▶ _Set exercise_: Say how many lines of the material below contain the word "image", with no other words.

▶ _Provided data_:
──────
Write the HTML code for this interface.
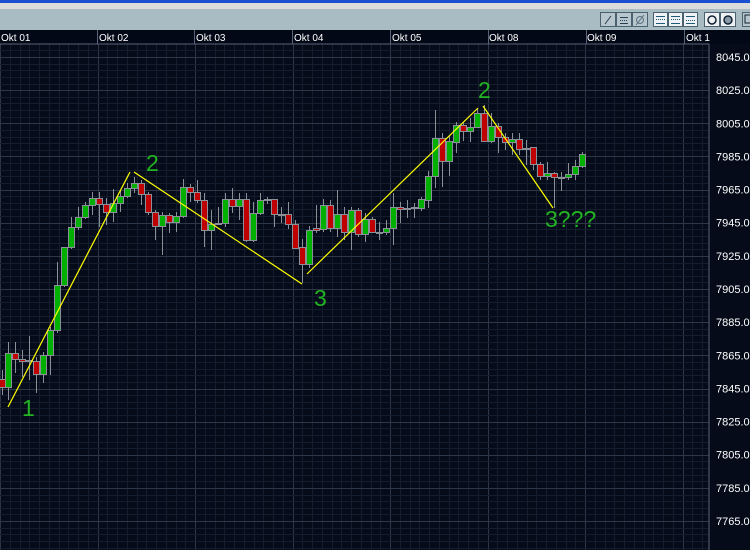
──────
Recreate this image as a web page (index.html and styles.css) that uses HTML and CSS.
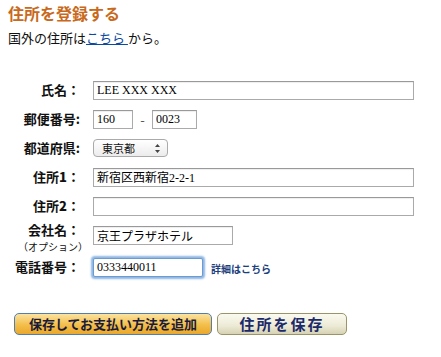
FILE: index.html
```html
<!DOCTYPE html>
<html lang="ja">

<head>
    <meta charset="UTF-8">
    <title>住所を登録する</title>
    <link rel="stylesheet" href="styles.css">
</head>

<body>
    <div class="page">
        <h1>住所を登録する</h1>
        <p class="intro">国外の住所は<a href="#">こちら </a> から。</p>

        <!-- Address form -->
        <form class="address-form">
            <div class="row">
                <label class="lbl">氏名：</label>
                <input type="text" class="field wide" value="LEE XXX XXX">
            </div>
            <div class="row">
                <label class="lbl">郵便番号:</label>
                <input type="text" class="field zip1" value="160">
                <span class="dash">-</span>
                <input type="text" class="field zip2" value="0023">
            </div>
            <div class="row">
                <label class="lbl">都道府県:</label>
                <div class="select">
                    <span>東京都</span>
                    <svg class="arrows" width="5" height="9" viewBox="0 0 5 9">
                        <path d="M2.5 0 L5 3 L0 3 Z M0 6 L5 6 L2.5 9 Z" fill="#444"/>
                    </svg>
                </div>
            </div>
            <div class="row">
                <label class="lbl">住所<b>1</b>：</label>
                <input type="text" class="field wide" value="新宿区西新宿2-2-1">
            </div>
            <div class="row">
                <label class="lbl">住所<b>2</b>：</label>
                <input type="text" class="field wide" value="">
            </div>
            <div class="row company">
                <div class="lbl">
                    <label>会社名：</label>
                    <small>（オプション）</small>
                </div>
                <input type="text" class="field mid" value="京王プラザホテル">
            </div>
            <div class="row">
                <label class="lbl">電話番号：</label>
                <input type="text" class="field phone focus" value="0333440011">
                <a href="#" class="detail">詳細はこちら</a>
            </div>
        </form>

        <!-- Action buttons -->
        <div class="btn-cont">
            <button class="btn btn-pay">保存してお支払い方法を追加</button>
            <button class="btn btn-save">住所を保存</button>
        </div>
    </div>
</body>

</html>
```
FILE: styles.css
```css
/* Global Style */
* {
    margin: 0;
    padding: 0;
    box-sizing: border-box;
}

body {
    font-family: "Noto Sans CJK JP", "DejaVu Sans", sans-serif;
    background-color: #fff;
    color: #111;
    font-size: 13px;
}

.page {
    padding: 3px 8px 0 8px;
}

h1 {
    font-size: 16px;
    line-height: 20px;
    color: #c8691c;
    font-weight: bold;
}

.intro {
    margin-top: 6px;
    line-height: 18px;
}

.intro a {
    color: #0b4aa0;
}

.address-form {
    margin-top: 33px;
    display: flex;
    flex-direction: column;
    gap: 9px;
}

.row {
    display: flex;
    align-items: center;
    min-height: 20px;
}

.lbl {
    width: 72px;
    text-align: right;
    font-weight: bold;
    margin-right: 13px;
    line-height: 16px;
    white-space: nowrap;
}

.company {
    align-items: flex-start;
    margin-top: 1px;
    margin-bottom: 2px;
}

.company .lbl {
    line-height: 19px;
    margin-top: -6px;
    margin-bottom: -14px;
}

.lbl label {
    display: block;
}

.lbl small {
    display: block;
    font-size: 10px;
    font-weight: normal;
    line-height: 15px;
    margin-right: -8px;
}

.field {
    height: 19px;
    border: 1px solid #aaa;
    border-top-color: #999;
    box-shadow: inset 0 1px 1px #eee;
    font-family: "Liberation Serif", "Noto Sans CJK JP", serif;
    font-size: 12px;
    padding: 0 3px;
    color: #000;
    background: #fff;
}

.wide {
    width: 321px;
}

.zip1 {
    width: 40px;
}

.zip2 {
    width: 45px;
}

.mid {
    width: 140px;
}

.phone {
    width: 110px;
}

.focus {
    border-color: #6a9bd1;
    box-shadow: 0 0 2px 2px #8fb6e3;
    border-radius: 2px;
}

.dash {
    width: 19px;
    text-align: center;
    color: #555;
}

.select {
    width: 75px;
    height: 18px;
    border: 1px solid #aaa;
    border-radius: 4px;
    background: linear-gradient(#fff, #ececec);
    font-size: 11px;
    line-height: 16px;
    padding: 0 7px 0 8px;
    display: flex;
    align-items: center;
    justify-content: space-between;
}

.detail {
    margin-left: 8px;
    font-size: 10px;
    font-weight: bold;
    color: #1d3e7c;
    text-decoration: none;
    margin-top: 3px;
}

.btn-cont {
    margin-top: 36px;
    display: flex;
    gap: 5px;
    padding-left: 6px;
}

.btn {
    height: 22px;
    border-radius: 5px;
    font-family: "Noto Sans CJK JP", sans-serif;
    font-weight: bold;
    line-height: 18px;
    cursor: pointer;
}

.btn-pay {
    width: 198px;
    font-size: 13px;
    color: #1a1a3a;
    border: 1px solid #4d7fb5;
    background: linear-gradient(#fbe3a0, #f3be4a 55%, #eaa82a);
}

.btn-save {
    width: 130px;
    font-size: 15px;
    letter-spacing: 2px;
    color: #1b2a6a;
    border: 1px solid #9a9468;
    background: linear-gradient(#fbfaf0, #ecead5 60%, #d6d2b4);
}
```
──────
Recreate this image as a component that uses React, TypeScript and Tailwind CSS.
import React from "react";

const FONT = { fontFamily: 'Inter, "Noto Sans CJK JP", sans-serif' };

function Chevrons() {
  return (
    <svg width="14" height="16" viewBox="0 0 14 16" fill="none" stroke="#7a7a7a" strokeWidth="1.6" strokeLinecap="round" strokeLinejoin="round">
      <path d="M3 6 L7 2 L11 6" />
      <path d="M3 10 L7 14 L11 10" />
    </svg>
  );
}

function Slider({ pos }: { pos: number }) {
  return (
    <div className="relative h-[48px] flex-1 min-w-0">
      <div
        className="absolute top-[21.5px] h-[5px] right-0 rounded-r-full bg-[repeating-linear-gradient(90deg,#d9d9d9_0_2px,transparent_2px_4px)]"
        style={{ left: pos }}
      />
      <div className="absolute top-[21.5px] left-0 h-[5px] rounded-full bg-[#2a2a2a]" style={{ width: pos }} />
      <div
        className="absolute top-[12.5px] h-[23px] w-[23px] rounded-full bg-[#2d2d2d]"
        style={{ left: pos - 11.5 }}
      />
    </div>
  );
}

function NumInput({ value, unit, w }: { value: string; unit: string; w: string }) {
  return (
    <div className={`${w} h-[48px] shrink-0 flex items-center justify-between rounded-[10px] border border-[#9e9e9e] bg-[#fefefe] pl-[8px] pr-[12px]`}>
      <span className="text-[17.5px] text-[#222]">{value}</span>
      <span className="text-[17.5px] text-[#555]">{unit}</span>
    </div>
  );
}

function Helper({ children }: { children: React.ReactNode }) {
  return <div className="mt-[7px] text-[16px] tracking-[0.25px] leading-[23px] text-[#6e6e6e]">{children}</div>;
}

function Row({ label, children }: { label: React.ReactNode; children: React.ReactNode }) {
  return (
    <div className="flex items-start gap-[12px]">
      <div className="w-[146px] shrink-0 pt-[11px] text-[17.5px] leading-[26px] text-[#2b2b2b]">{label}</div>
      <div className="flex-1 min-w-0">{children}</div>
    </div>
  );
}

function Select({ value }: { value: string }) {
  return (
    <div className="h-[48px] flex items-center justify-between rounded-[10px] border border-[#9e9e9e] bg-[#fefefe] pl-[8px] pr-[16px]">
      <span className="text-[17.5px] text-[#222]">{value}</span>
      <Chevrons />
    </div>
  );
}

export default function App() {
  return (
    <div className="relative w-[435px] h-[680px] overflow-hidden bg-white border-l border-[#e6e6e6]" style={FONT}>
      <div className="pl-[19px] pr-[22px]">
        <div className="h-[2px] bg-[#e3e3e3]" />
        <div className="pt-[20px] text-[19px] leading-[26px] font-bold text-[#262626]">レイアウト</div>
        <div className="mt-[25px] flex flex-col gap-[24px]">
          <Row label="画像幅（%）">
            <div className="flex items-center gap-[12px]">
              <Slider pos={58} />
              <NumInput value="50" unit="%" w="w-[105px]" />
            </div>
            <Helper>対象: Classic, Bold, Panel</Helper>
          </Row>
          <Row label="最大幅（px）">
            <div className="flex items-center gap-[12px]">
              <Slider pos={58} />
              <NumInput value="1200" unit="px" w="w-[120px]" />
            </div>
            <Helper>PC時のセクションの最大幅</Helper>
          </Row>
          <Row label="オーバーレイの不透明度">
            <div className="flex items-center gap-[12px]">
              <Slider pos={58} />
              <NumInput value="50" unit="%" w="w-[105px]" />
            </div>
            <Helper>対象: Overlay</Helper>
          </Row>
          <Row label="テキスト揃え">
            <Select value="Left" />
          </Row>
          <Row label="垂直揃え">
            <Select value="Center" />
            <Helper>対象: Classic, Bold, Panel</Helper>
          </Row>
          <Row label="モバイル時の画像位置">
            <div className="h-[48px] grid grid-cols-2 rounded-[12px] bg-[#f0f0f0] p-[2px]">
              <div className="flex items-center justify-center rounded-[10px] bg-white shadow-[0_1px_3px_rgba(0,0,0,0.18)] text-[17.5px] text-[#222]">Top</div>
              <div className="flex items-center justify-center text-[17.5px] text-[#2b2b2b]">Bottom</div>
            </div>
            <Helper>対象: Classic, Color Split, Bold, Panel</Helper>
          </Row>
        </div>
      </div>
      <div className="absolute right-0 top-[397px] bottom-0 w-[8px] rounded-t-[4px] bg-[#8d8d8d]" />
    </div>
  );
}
──────
▶ _Completed exercise_: 2